> [Problem requirements]: Filter the lines below, copying only those with the string "Tailwind".

> [Material to process]:
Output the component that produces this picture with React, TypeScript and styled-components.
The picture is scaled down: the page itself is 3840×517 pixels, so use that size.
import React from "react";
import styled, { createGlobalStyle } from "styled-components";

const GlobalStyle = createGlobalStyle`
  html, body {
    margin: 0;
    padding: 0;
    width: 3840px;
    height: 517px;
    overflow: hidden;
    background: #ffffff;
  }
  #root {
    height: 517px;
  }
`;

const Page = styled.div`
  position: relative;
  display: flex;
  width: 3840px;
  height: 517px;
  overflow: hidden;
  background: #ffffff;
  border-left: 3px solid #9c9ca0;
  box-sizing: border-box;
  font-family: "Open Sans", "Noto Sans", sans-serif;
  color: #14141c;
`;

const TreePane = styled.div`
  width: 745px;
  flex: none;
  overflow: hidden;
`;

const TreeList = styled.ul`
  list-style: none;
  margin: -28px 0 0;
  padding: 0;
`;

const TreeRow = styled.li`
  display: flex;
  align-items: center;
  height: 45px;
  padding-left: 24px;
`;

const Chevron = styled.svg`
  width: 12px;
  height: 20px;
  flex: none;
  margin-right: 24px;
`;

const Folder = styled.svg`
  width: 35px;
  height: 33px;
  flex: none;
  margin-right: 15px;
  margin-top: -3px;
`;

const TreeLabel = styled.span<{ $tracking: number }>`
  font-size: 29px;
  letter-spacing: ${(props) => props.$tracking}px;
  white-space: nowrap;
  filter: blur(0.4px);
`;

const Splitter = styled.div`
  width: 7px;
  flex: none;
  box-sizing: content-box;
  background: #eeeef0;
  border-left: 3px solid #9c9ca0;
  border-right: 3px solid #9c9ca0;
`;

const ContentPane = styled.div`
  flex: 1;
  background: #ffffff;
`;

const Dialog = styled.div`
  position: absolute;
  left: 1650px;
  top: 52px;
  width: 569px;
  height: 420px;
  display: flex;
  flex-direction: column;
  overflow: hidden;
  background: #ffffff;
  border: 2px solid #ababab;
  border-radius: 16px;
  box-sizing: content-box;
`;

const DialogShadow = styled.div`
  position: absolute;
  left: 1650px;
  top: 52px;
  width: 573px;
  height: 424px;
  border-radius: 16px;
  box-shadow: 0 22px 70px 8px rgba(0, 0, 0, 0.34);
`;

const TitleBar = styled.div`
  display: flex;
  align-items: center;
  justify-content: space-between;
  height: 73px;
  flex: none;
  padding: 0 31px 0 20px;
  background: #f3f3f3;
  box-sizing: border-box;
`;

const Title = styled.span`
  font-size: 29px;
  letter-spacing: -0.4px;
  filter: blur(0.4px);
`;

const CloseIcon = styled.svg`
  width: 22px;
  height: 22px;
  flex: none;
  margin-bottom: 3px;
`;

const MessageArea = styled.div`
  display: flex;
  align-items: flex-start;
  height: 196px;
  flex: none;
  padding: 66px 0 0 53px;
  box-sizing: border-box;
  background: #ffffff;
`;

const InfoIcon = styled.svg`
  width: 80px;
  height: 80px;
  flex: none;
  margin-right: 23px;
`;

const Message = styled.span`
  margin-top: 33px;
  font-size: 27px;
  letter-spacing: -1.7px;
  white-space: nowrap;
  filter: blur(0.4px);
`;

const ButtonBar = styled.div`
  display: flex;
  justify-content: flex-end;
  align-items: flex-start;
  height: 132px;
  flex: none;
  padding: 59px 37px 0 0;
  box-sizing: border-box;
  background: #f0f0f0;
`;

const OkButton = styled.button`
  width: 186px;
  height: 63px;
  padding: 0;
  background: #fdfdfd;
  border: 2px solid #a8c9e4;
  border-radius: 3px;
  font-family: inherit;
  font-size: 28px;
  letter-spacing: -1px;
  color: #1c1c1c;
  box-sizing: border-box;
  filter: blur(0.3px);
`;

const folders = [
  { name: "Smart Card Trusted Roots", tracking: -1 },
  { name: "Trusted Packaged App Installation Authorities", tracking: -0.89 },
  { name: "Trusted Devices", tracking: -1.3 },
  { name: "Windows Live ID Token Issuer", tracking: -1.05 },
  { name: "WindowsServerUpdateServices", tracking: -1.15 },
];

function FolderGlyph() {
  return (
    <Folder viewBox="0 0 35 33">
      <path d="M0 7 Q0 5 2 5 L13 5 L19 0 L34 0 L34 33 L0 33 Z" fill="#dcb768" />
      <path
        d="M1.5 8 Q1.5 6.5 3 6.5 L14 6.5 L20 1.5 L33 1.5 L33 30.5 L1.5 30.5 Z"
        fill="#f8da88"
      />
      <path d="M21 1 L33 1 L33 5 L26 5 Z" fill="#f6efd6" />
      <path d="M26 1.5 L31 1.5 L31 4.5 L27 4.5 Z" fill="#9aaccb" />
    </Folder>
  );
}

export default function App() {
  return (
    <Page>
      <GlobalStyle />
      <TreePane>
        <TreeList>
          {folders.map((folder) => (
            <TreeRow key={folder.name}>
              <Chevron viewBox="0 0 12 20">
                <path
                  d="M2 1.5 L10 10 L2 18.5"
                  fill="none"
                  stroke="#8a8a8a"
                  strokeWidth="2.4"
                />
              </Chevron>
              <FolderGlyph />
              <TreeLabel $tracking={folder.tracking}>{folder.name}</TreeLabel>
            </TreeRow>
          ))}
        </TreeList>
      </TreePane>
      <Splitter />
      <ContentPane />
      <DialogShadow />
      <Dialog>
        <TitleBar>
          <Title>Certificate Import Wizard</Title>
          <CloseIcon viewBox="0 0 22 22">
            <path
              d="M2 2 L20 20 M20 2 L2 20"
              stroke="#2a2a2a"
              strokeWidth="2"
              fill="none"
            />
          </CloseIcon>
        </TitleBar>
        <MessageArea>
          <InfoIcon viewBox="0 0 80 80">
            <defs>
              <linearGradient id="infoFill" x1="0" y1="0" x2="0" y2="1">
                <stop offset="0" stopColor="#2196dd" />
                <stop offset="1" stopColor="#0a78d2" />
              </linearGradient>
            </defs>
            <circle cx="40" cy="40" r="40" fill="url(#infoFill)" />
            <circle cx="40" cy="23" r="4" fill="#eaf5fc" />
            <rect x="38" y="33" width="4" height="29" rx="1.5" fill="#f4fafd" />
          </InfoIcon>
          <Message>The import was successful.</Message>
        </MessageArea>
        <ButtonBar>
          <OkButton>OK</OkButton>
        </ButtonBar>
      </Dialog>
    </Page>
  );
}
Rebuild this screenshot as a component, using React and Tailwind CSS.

...

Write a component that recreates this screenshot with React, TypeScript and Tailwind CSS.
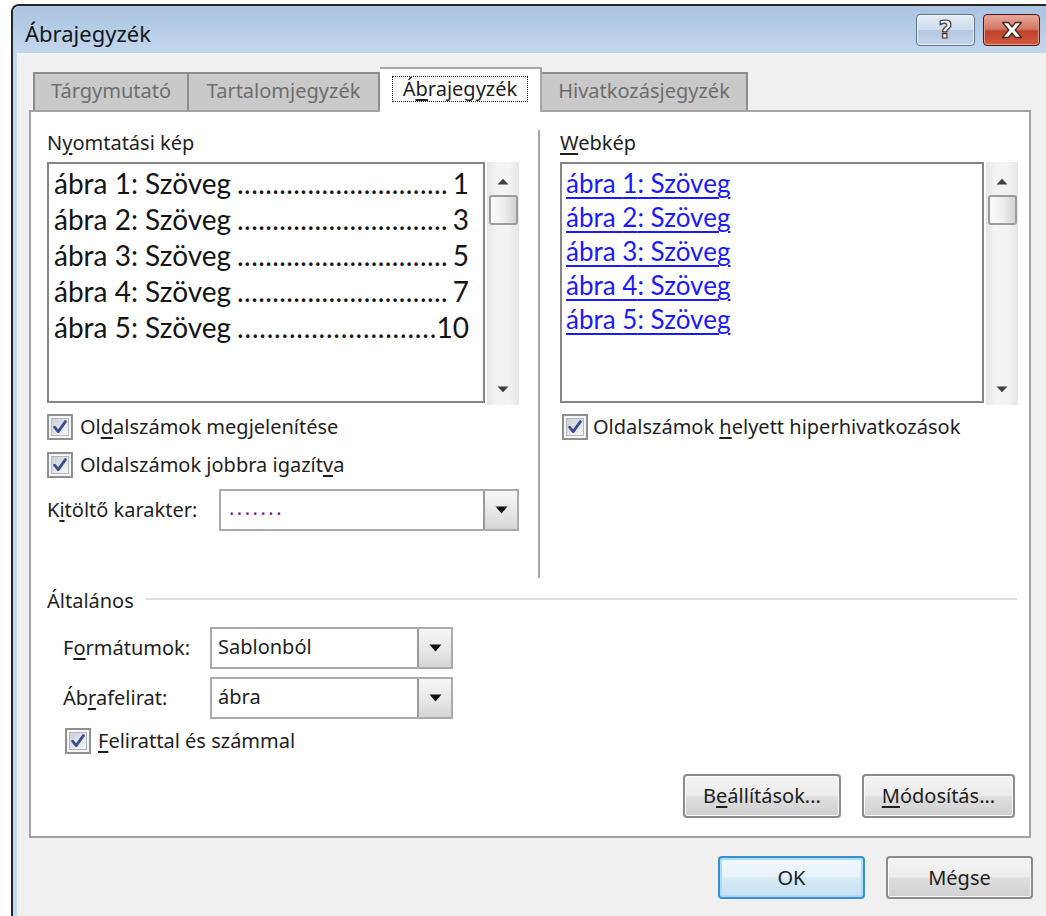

--

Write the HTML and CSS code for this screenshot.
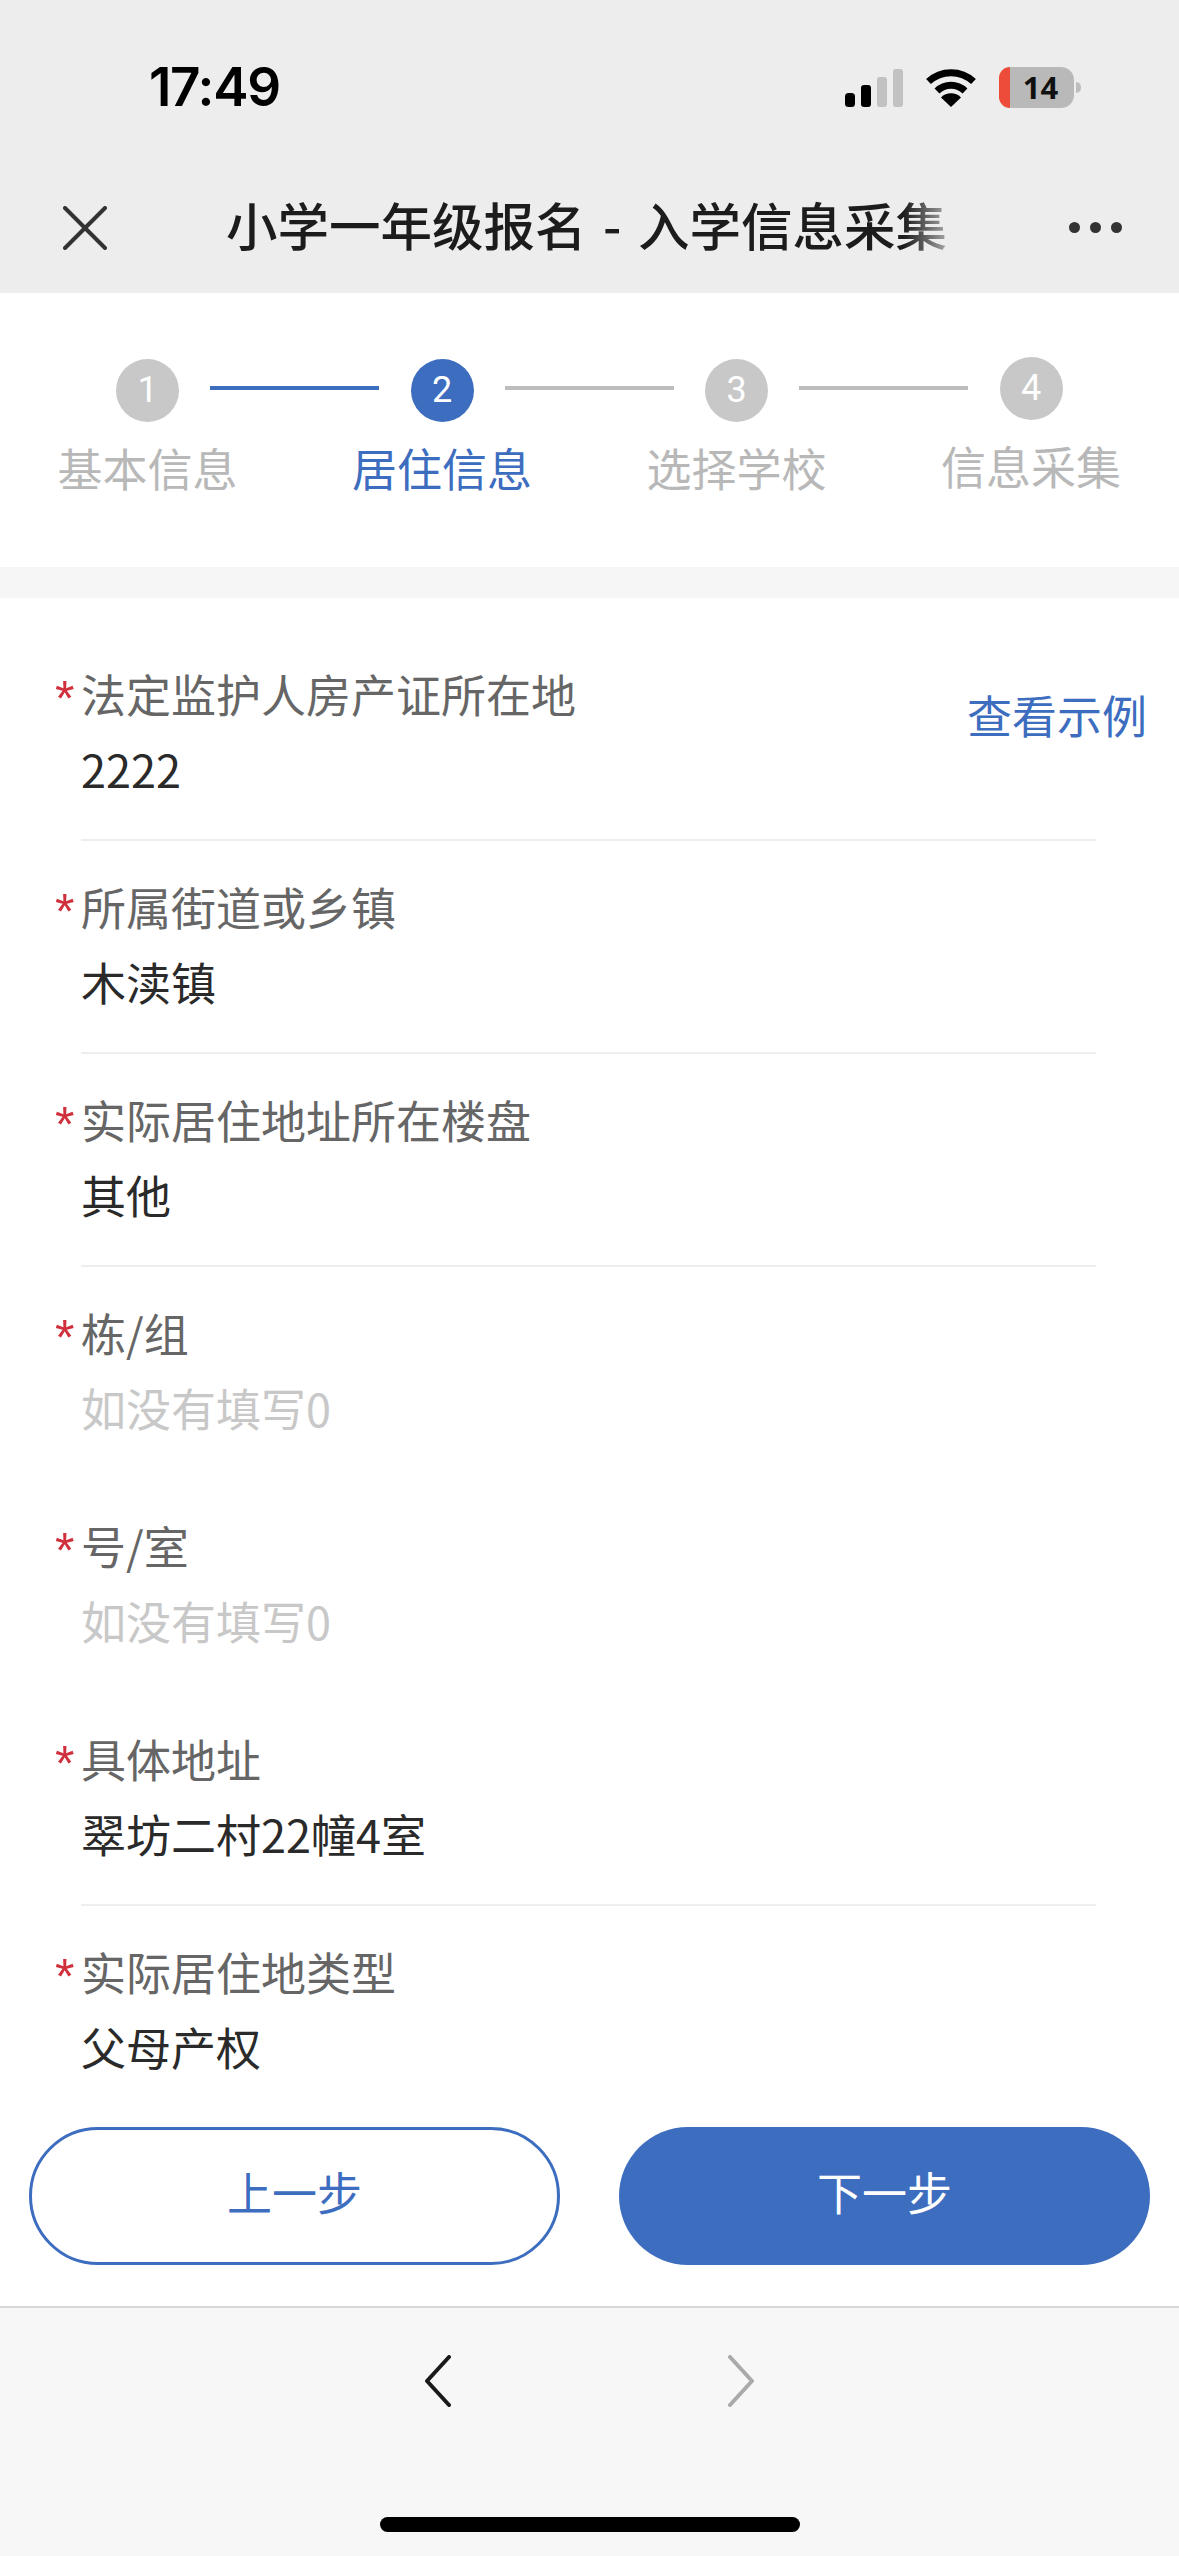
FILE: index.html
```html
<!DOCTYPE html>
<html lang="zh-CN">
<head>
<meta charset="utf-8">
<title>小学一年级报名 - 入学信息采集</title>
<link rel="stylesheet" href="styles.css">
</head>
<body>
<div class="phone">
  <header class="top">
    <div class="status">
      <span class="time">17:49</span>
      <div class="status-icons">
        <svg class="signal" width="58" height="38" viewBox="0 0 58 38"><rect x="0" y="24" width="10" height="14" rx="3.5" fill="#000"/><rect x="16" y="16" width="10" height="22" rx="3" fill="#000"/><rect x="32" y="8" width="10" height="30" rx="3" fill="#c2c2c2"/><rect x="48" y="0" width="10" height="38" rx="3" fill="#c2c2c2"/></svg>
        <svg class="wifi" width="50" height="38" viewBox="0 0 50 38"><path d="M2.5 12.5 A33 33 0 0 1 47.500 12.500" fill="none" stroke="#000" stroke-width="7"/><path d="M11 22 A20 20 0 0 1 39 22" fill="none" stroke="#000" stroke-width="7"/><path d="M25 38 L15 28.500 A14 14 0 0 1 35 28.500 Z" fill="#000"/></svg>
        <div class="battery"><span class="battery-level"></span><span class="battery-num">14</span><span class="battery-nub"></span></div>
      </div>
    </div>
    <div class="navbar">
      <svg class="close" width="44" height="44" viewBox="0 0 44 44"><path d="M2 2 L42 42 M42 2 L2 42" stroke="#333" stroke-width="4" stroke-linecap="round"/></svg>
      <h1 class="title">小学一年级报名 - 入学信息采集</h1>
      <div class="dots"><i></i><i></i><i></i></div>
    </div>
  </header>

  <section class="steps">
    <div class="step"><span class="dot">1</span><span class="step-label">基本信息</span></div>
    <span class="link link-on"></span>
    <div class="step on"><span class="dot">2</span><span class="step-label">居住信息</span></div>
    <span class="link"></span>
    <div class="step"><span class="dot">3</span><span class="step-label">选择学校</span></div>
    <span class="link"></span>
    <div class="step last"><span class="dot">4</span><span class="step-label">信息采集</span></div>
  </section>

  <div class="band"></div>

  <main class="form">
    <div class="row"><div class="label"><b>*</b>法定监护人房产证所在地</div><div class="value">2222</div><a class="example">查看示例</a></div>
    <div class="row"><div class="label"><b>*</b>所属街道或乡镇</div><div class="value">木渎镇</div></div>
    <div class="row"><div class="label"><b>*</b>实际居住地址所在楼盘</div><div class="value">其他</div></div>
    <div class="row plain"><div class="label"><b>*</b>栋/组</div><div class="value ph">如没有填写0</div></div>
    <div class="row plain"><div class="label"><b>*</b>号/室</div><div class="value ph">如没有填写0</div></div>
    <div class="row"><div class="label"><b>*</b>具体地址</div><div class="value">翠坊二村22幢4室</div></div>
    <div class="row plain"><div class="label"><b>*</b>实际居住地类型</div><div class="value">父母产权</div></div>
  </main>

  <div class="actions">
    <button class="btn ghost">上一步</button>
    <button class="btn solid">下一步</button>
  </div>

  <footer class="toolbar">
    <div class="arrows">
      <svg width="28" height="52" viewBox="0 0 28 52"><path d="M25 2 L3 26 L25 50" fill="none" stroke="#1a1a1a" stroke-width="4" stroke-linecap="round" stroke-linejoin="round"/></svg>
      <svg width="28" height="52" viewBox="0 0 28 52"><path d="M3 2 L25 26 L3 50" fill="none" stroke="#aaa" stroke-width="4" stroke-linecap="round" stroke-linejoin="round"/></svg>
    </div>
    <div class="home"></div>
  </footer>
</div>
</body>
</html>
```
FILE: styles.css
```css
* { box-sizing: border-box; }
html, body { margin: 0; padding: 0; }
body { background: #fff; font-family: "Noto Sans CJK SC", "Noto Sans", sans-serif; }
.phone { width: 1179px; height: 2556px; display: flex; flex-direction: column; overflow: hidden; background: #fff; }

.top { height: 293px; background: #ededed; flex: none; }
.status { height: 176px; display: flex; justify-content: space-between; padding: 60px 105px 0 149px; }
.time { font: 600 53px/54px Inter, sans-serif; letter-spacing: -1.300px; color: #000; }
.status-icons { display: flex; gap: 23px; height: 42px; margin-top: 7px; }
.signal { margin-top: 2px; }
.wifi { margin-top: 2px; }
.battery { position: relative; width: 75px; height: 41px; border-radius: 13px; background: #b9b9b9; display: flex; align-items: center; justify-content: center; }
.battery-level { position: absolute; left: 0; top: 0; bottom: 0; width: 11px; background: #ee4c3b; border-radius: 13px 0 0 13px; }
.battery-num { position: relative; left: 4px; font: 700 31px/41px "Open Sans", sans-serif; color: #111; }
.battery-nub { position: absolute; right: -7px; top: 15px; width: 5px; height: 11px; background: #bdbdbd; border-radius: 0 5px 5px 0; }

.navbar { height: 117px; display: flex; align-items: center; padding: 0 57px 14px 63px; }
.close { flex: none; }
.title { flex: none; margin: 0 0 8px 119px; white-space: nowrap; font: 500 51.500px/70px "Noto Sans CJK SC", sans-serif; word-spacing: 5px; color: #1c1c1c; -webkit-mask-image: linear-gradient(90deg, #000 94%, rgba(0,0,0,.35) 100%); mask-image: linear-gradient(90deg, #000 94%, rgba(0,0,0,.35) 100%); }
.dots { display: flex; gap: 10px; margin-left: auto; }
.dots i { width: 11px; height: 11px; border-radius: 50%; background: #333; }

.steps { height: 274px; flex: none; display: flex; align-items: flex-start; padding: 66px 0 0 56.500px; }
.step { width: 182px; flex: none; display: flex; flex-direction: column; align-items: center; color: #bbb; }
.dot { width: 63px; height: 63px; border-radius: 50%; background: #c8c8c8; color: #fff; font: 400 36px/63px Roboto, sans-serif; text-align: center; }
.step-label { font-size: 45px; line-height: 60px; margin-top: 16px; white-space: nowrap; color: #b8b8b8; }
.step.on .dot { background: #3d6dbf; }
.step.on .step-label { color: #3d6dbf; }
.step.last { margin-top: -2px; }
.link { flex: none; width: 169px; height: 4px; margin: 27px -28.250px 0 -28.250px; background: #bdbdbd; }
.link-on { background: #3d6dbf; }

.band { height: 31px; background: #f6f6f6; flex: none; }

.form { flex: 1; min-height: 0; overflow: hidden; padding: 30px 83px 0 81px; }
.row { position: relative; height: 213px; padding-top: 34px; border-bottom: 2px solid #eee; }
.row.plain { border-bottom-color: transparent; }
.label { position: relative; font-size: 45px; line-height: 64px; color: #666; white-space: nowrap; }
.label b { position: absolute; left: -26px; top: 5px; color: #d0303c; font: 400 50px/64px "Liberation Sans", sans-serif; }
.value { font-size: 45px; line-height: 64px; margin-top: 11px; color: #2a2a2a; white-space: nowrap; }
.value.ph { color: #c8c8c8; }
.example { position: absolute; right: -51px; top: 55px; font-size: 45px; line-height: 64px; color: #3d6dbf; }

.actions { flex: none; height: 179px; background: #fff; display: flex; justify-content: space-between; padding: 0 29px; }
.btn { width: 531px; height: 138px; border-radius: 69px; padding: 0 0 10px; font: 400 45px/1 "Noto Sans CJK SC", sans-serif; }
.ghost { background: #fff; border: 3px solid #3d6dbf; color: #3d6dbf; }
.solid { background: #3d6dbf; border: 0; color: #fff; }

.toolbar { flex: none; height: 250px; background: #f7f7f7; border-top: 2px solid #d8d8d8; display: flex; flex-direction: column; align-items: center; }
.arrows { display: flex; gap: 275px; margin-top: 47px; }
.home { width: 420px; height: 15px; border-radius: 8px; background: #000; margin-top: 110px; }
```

> [Answer to the problem]:
Rebuild this screenshot as a component, using React and Tailwind CSS.
Write a component that recreates this screenshot with React, TypeScript and Tailwind CSS.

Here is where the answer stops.